• _SET PROBLEM_
Leave the pictures out. Return all other data exactly.
>> BEGIN SOURCE DATA
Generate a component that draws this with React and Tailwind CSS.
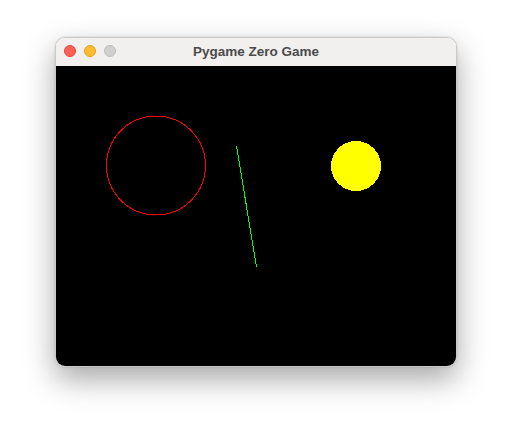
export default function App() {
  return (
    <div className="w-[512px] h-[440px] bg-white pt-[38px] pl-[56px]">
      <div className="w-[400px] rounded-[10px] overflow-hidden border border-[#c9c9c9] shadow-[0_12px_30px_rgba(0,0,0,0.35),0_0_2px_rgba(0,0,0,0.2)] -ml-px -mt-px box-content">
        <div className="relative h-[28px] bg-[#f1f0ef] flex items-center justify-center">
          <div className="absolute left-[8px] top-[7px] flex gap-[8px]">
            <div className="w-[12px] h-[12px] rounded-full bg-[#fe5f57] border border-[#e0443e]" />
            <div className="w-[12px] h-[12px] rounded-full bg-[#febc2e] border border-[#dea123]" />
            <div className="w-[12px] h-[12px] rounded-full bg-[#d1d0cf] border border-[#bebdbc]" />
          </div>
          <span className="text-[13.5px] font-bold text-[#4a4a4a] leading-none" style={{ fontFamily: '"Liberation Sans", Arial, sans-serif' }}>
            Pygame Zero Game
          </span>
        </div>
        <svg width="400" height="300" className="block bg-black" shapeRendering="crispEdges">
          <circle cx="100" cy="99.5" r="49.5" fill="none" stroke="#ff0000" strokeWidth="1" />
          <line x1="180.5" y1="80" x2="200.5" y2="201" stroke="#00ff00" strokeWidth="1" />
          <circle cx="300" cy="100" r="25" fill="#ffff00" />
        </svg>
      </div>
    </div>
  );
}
>> END SOURCE DATA
• _ANSWER TO THIS PROBLEM_
Generate a component that draws this with React and Tailwind CSS.
export default function App() {
  return (
    <div className="w-[512px] h-[440px] bg-white pt-[38px] pl-[56px]">
      <div className="w-[400px] rounded-[10px] overflow-hidden border border-[#c9c9c9] shadow-[0_12px_30px_rgba(0,0,0,0.35),0_0_2px_rgba(0,0,0,0.2)] -ml-px -mt-px box-content">
        <div className="relative h-[28px] bg-[#f1f0ef] flex items-center justify-center">
          <div className="absolute left-[8px] top-[7px] flex gap-[8px]">
            <div className="w-[12px] h-[12px] rounded-full bg-[#fe5f57] border border-[#e0443e]" />
            <div className="w-[12px] h-[12px] rounded-full bg-[#febc2e] border border-[#dea123]" />
            <div className="w-[12px] h-[12px] rounded-full bg-[#d1d0cf] border border-[#bebdbc]" />
          </div>
          <span className="text-[13.5px] font-bold text-[#4a4a4a] leading-none" style={{ fontFamily: '"Liberation Sans", Arial, sans-serif' }}>
            Pygame Zero Game
          </span>
        </div>
        <svg width="400" height="300" className="block bg-black" shapeRendering="crispEdges">
          <circle cx="100" cy="99.5" r="49.5" fill="none" stroke="#ff0000" strokeWidth="1" />
          <line x1="180.5" y1="80" x2="200.5" y2="201" stroke="#00ff00" strokeWidth="1" />
          <circle cx="300" cy="100" r="25" fill="#ffff00" />
        </svg>
      </div>
    </div>
  );
}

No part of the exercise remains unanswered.